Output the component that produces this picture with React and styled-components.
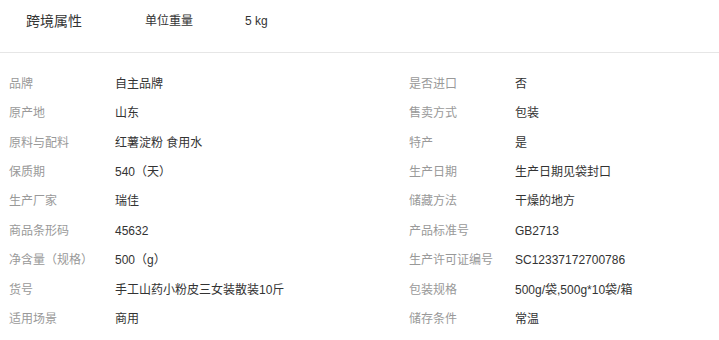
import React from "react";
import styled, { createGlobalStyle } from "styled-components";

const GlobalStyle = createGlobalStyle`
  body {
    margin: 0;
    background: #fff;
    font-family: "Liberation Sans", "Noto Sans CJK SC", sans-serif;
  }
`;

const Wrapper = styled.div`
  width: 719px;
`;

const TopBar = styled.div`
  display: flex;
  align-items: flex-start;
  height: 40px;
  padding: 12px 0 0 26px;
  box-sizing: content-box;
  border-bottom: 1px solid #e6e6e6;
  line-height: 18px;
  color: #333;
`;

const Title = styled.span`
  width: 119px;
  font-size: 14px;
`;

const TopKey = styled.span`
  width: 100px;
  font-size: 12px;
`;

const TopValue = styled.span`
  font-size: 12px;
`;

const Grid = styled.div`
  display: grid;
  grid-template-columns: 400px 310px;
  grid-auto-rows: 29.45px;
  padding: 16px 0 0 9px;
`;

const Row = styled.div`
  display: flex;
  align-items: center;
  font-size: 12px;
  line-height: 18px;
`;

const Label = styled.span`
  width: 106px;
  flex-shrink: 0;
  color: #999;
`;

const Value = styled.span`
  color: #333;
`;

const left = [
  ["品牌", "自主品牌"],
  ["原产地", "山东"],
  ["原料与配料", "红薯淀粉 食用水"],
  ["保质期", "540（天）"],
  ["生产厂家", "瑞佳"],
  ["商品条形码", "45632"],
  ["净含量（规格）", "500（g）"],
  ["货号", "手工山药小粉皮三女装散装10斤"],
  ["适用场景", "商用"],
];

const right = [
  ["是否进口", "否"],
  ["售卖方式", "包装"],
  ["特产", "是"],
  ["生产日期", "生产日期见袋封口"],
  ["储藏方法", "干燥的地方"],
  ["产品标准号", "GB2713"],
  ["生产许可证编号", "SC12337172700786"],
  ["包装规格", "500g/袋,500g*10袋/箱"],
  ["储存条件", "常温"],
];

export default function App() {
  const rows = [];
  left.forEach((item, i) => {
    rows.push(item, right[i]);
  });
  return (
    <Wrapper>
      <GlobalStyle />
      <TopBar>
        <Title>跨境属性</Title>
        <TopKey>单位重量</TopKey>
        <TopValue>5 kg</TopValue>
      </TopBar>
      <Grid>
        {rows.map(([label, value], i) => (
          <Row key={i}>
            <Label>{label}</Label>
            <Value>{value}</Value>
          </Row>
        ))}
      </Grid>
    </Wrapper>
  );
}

Given exercise — Print out the lines exactly, skipping any picture.

Exercise result —
Output the component that produces this picture with React and styled-components.
import React from "react";
import styled, { createGlobalStyle } from "styled-components";

const GlobalStyle = createGlobalStyle`
  body {
    margin: 0;
    background: #fff;
    font-family: "Liberation Sans", "Noto Sans CJK SC", sans-serif;
  }
`;

const Wrapper = styled.div`
  width: 719px;
`;

const TopBar = styled.div`
  display: flex;
  align-items: flex-start;
  height: 40px;
  padding: 12px 0 0 26px;
  box-sizing: content-box;
  border-bottom: 1px solid #e6e6e6;
  line-height: 18px;
  color: #333;
`;

const Title = styled.span`
  width: 119px;
  font-size: 14px;
`;

const TopKey = styled.span`
  width: 100px;
  font-size: 12px;
`;

const TopValue = styled.span`
  font-size: 12px;
`;

const Grid = styled.div`
  display: grid;
  grid-template-columns: 400px 310px;
  grid-auto-rows: 29.45px;
  padding: 16px 0 0 9px;
`;

const Row = styled.div`
  display: flex;
  align-items: center;
  font-size: 12px;
  line-height: 18px;
`;

const Label = styled.span`
  width: 106px;
  flex-shrink: 0;
  color: #999;
`;

const Value = styled.span`
  color: #333;
`;

const left = [
  ["品牌", "自主品牌"],
  ["原产地", "山东"],
  ["原料与配料", "红薯淀粉 食用水"],
  ["保质期", "540（天）"],
  ["生产厂家", "瑞佳"],
  ["商品条形码", "45632"],
  ["净含量（规格）", "500（g）"],
  ["货号", "手工山药小粉皮三女装散装10斤"],
  ["适用场景", "商用"],
];

const right = [
  ["是否进口", "否"],
  ["售卖方式", "包装"],
  ["特产", "是"],
  ["生产日期", "生产日期见袋封口"],
  ["储藏方法", "干燥的地方"],
  ["产品标准号", "GB2713"],
  ["生产许可证编号", "SC12337172700786"],
  ["包装规格", "500g/袋,500g*10袋/箱"],
  ["储存条件", "常温"],
];

export default function App() {
  const rows = [];
  left.forEach((item, i) => {
    rows.push(item, right[i]);
  });
  return (
    <Wrapper>
      <GlobalStyle />
      <TopBar>
        <Title>跨境属性</Title>
        <TopKey>单位重量</TopKey>
        <TopValue>5 kg</TopValue>
      </TopBar>
      <Grid>
        {rows.map(([label, value], i) => (
          <Row key={i}>
            <Label>{label}</Label>
            <Value>{value}</Value>
          </Row>
        ))}
      </Grid>
    </Wrapper>
  );
}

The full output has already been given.